• **Task details**: Your task is to repeat the listing exactly.

• **Dataset section**:
============================================================

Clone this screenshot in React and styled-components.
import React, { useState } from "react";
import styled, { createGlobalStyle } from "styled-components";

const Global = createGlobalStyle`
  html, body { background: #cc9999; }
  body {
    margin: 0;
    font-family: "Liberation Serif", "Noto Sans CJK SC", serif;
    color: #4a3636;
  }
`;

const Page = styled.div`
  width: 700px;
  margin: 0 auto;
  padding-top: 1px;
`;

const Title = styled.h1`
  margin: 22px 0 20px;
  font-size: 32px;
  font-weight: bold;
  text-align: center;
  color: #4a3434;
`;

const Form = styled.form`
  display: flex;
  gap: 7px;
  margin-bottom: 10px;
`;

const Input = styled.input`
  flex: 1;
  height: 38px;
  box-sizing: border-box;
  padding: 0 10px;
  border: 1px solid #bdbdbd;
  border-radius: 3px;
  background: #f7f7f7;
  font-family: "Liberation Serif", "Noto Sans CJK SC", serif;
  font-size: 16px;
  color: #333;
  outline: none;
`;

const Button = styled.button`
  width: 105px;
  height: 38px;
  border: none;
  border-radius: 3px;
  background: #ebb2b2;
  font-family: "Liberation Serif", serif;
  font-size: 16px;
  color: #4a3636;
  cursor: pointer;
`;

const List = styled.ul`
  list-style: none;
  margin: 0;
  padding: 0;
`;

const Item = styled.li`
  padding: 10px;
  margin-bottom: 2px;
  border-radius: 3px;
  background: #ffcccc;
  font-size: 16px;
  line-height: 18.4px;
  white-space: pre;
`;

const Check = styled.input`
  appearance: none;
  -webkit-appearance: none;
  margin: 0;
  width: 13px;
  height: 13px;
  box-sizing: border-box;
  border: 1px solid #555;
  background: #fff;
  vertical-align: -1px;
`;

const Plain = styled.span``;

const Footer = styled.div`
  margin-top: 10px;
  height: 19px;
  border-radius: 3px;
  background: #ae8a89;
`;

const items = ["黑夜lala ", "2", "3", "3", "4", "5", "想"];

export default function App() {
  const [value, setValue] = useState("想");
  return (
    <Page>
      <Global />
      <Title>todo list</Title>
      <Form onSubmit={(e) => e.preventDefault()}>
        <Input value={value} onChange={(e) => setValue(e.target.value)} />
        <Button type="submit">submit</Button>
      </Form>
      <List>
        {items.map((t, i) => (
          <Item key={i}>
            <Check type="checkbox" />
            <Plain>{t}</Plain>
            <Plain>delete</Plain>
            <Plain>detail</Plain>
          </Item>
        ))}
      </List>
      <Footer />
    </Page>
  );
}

============================================================

• **Full answer**:
Clone this screenshot in React and styled-components.
import React, { useState } from "react";
import styled, { createGlobalStyle } from "styled-components";

const Global = createGlobalStyle`
  html, body { background: #cc9999; }
  body {
    margin: 0;
    font-family: "Liberation Serif", "Noto Sans CJK SC", serif;
    color: #4a3636;
  }
`;

const Page = styled.div`
  width: 700px;
  margin: 0 auto;
  padding-top: 1px;
`;

const Title = styled.h1`
  margin: 22px 0 20px;
  font-size: 32px;
  font-weight: bold;
  text-align: center;
  color: #4a3434;
`;

const Form = styled.form`
  display: flex;
  gap: 7px;
  margin-bottom: 10px;
`;

const Input = styled.input`
  flex: 1;
  height: 38px;
  box-sizing: border-box;
  padding: 0 10px;
  border: 1px solid #bdbdbd;
  border-radius: 3px;
  background: #f7f7f7;
  font-family: "Liberation Serif", "Noto Sans CJK SC", serif;
  font-size: 16px;
  color: #333;
  outline: none;
`;

const Button = styled.button`
  width: 105px;
  height: 38px;
  border: none;
  border-radius: 3px;
  background: #ebb2b2;
  font-family: "Liberation Serif", serif;
  font-size: 16px;
  color: #4a3636;
  cursor: pointer;
`;

const List = styled.ul`
  list-style: none;
  margin: 0;
  padding: 0;
`;

const Item = styled.li`
  padding: 10px;
  margin-bottom: 2px;
  border-radius: 3px;
  background: #ffcccc;
  font-size: 16px;
  line-height: 18.4px;
  white-space: pre;
`;

const Check = styled.input`
  appearance: none;
  -webkit-appearance: none;
  margin: 0;
  width: 13px;
  height: 13px;
  box-sizing: border-box;
  border: 1px solid #555;
  background: #fff;
  vertical-align: -1px;
`;

const Plain = styled.span``;

const Footer = styled.div`
  margin-top: 10px;
  height: 19px;
  border-radius: 3px;
  background: #ae8a89;
`;

const items = ["黑夜lala ", "2", "3", "3", "4", "5", "想"];

export default function App() {
  const [value, setValue] = useState("想");
  return (
    <Page>
      <Global />
      <Title>todo list</Title>
      <Form onSubmit={(e) => e.preventDefault()}>
        <Input value={value} onChange={(e) => setValue(e.target.value)} />
        <Button type="submit">submit</Button>
      </Form>
      <List>
        {items.map((t, i) => (
          <Item key={i}>
            <Check type="checkbox" />
            <Plain>{t}</Plain>
            <Plain>delete</Plain>
            <Plain>detail</Plain>
          </Item>
        ))}
      </List>
      <Footer />
    </Page>
  );
}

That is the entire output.